If he really wanted to help Canadians who have the greatest needs, he would have restored the funding that aboriginal peoples were supposed to receive under the Kelowna accord. He would have taken effective measures to create child care spaces and he would have put an end to the budget cuts that have afflicted our most vulnerable citizens. He did none of those things.
On the economy, I note that this is a tired 20th century budget when what we needed was a budget allowing Canada to compete and prosper in the highly competitive world of the 21st century.
We needed a budget containing an economic thrust as outlined by the Leader of the Opposition in a recent speech to the Ottawa branch of the Canadian Club. Such an economic thrust must include policies to make Canadian taxes internationally competitive, as well as policies driving research, commercialization, access to higher education, and a push for greater access for Canadian goods in overseas markets.
What did we get? While competitor countries like Australia have forged ahead with broad based reductions in personal and business taxation, yesterday's budget had no broad based tax cuts at all. What it did do was maintain last year's broad based income tax hike.
While countries like the United Kingdom set ambitious targets for research and development backed by powerful tax credits, yesterday's budget provided only token support on this front while slashing support for universities.

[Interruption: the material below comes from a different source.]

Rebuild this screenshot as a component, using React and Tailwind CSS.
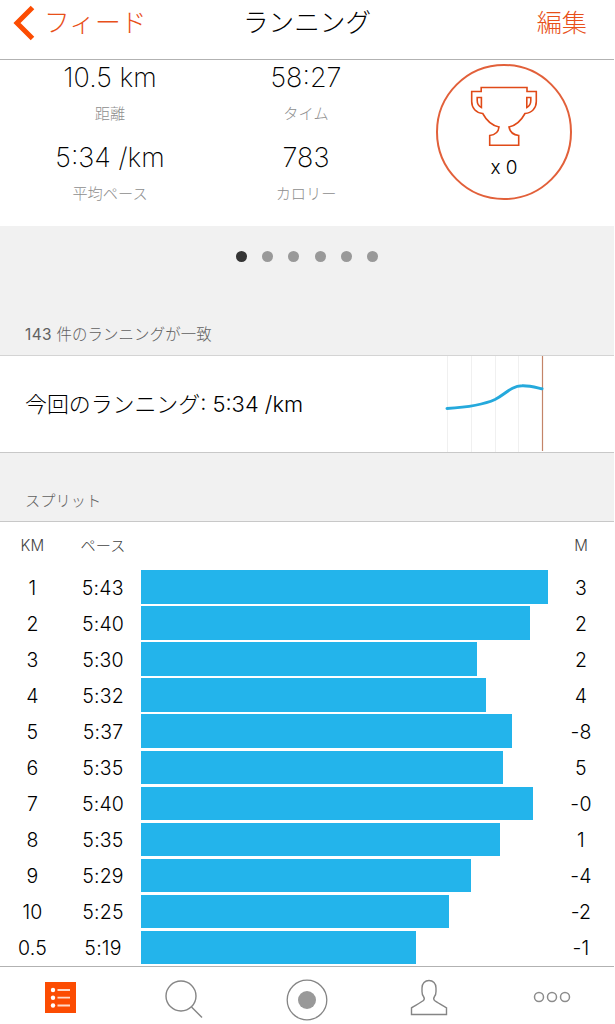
const splits = [
  { km: '1', pace: '5:43', width: 408, elev: '3' },
  { km: '2', pace: '5:40', width: 389, elev: '2' },
  { km: '3', pace: '5:30', width: 335.5, elev: '2' },
  { km: '4', pace: '5:32', width: 345, elev: '4' },
  { km: '5', pace: '5:37', width: 370.5, elev: '-8' },
  { km: '6', pace: '5:35', width: 362, elev: '5' },
  { km: '7', pace: '5:40', width: 391.5, elev: '-0' },
  { km: '8', pace: '5:35', width: 359, elev: '1' },
  { km: '9', pace: '5:29', width: 330, elev: '-4' },
  { km: '10', pace: '5:25', width: 308, elev: '-2' },
  { km: '0.5', pace: '5:19', width: 275, elev: '-1' },
];

function Stat({ value, label }) {
  return (
    <div className="flex h-20 flex-col items-center">
      <div className="text-[27px] leading-[36px] font-extralight text-black">{value}</div>
      <div className="mt-[7px] text-[15.200px] leading-[22px] font-light text-[#8e8e8e]">{label}</div>
    </div>
  );
}

function Trophy() {
  return (
    <svg width="70" height="62" viewBox="0 0 70 62" fill="none" stroke="#e04a18" strokeWidth="1.6">
      <path d="M12.200 2.500H58V6.500H67.300V16.500C67.300 23 63 28 56 28.500C52.500 35 47.500 40.500 40 42C41 47 44.500 50 49.700 50.500V60.300H20.700V50.500C26 50 29.500 47 30 42C22.500 40.500 17.200 35 13.700 28.500C7 28 2.700 23 2.700 16.500V6.500H12.200Z" />
      <path d="M8.200 12.500H12.400V22.500C9.500 21 8.200 18.500 8.200 15.500Z" />
      <path d="M61.800 12.500H57.800V22.500C60.500 21 61.800 18.500 61.800 15.500Z" />
    </svg>
  );
}

function SectionTitle({ children }) {
  return <h2 className="text-[15.200px] leading-[20px] font-light tracking-[0.08px] text-[#606060]">{children}</h2>;
}

export default function App() {
  return (
    <div className="flex h-[1024px] w-[614px] flex-col overflow-hidden bg-white font-['Inter','Noto_Sans_CJK_JP',sans-serif]">
      <header className="grid h-[60px] shrink-0 grid-cols-3 border-b border-[#b2b2b2] pb-[12px]">
        <div className="flex items-center pl-[13px] text-[25.800px] font-light text-[#e8501a]">
          <svg width="22" height="36" viewBox="0 0 22 36" fill="none" stroke="#fc4c02" strokeWidth="5" className="-mt-[2px]">
            <path d="M19.500 2.500L4 18L19.500 33.500" />
          </svg>
          <span className="ml-[9px] whitespace-nowrap">フィード</span>
        </div>
        <h1 className="flex items-center justify-center text-[25.600px] font-light whitespace-nowrap text-black">ランニング</h1>
        <div className="flex items-center justify-end pr-[27px] text-[25.200px] font-light text-[#e8501a]">編集</div>
      </header>

      <section className="flex h-[166px] shrink-0">
        <div className="grid w-[404px] grid-cols-2 content-start pl-3">
          <Stat value="10.5 km" label="距離" />
          <Stat value="58:27" label="タイム" />
          <Stat value="5:34 /km" label="平均ペース" />
          <Stat value="783" label="カロリー" />
        </div>
        <div className="mt-1 ml-8 flex h-[136px] w-[136px] flex-col items-center rounded-full border-2 border-[#e2603a] pt-[19px]">
          <Trophy />
          <div className="mt-[9px] text-[19px] leading-6 font-light text-black">x 0</div>
        </div>
      </section>

      <section className="flex h-[130px] shrink-0 flex-col justify-between border-b border-[#d4d4d4] bg-[#f1f1f1] pt-[25px] pb-[10px]">
        <div className="flex justify-center gap-[15.200px]">
          <i className="h-[11px] w-[11px] rounded-full bg-[#353535]" />
          <i className="h-[11px] w-[11px] rounded-full bg-[#999]" />
          <i className="h-[11px] w-[11px] rounded-full bg-[#999]" />
          <i className="h-[11px] w-[11px] rounded-full bg-[#999]" />
          <i className="h-[11px] w-[11px] rounded-full bg-[#999]" />
          <i className="h-[11px] w-[11px] rounded-full bg-[#999]" />
        </div>
        <div className="pl-[25px]">
          <h2 className="text-[15.400px] leading-[20px] font-light tracking-[0.150px] text-[#606060]">
            <span className="font-normal tracking-[0.4px]">143</span> 件のランニングが一致
          </h2>
        </div>
      </section>

      <section className="flex h-[97px] shrink-0 items-center justify-between border-b border-[#c8c8c8] pr-[67px] pl-[25px]">
        <div className="text-[21.900px] font-light text-black">今回のランニング: 5:34 /km</div>
        <svg width="102" height="96" viewBox="0 0 102 96" fill="none">
          <path d="M2.500 0V96M26.500 0V96M50.500 0V96M73.500 0V96" stroke="#f0f0f0" />
          <path d="M97.500 0V95" stroke="#c48468" strokeWidth="1.200" />
          <path d="M2 52.500C18 51.500 38 49 50 43.500C60 38.500 66 30 77 29.800C84 29.500 91 31.500 97 32.800" stroke="#25a9dc" strokeWidth="3" strokeLinecap="round" />
        </svg>
      </section>

      <section className="flex h-[69px] shrink-0 items-end border-b border-[#c8c8c8] bg-[#f1f1f1] pb-[10px] pl-[25px]">
        <SectionTitle>スプリット</SectionTitle>
      </section>

      <section className="h-[444px] shrink-0">
        <div className="flex h-[47px] items-center pt-px text-[15.200px] font-light text-[#444]">
          <div className="w-[65px] text-center tracking-[0.3px]">KM</div>
          <div className="w-[76px] text-center">ペース</div>
          <div className="ml-auto w-[66px] text-center">M</div>
        </div>
        {splits.map((s) => (
          <div key={s.km} className="flex h-[36.050px] items-center text-[19.500px] font-light tracking-[0.2px] text-black">
            <div className="w-[65px] pt-[3px] text-center">{s.km}</div>
            <div className="w-[76px] pt-[3px] text-center">{s.pace}</div>
            <div className="h-[33.500px] bg-[#23b4eb]" style={{ width: s.width }} />
            <div className="ml-auto w-[66px] pt-[3px] text-center">{s.elev}</div>
          </div>
        ))}
      </section>

      <nav className="grid h-[58px] shrink-0 grid-cols-5 items-center justify-items-center border-t border-[#b2b2b2]">
        <svg width="32" height="32" viewBox="0 0 32 32" className="mb-[-4px]">
          <rect width="31" height="31" x="0" y="0" fill="#fc4c02" />
          <path d="M12.500 8H25M12.500 15.700H25M12.500 23.500H25" stroke="#ffd9c8" strokeWidth="1.800" />
          <circle cx="8" cy="8" r="2.200" fill="#fff" />
          <circle cx="8" cy="15.700" r="2.200" fill="#fff" />
          <circle cx="8" cy="23.500" r="2.200" fill="#fff" />
        </svg>
        <svg width="38" height="38" viewBox="0 0 38 38" fill="none" stroke="#858585" strokeWidth="1.400" className="mb-[-7px]">
          <circle cx="16" cy="16" r="15" />
          <path d="M26.500 27L37 37.500" />
        </svg>
        <svg width="42" height="42" viewBox="0 0 42 42" className="mb-[-8px]">
          <circle cx="21" cy="21" r="19.800" fill="none" stroke="#858585" strokeWidth="1.300" />
          <circle cx="21" cy="21" r="9" fill="#999" />
        </svg>
        <svg width="38" height="38" viewBox="0 0 38 38" fill="none" stroke="#858585" strokeWidth="1.400" className="mr-[2px] mb-[-4px]">
          <path d="M1.500 35.500V28.800C2 28.300 12 22.800 13.500 21.500C15 20 14.500 19 13.500 17.500C12.200 16 12 14.500 12 12.500V9C12 4.500 15 1.500 19 1.500S26 4.500 26 9V12.500C26 14.500 25.800 16 24.500 17.500C23.500 19 23 20 24.500 21.500C26 22.800 35.500 28.300 36.500 28.800V35.500Z" />
        </svg>
        <svg width="38" height="12" viewBox="0 0 38 12" fill="none" stroke="#8c8c8c" strokeWidth="1.500" className="mr-[2px] mb-[-3px]">
          <circle cx="6" cy="6" r="4.500" />
          <circle cx="19" cy="6" r="4.500" />
          <circle cx="32" cy="6" r="4.500" />
        </svg>
      </nav>
    </div>
  );
}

While other competitor countries provide generous funding for students and pursue talented immigrants aggressively, what did we see in yesterday's budget? Nothing at all for undergraduate students and nothing significant on immigration.
While Asia-Pacific countries have no fewer than 186 bilateral trade agreements in force or under negotiation, yesterday's budget had nothing significant on this front, and the Harper government shows no sign of emerging from its domestic or, at most, continental cocoon.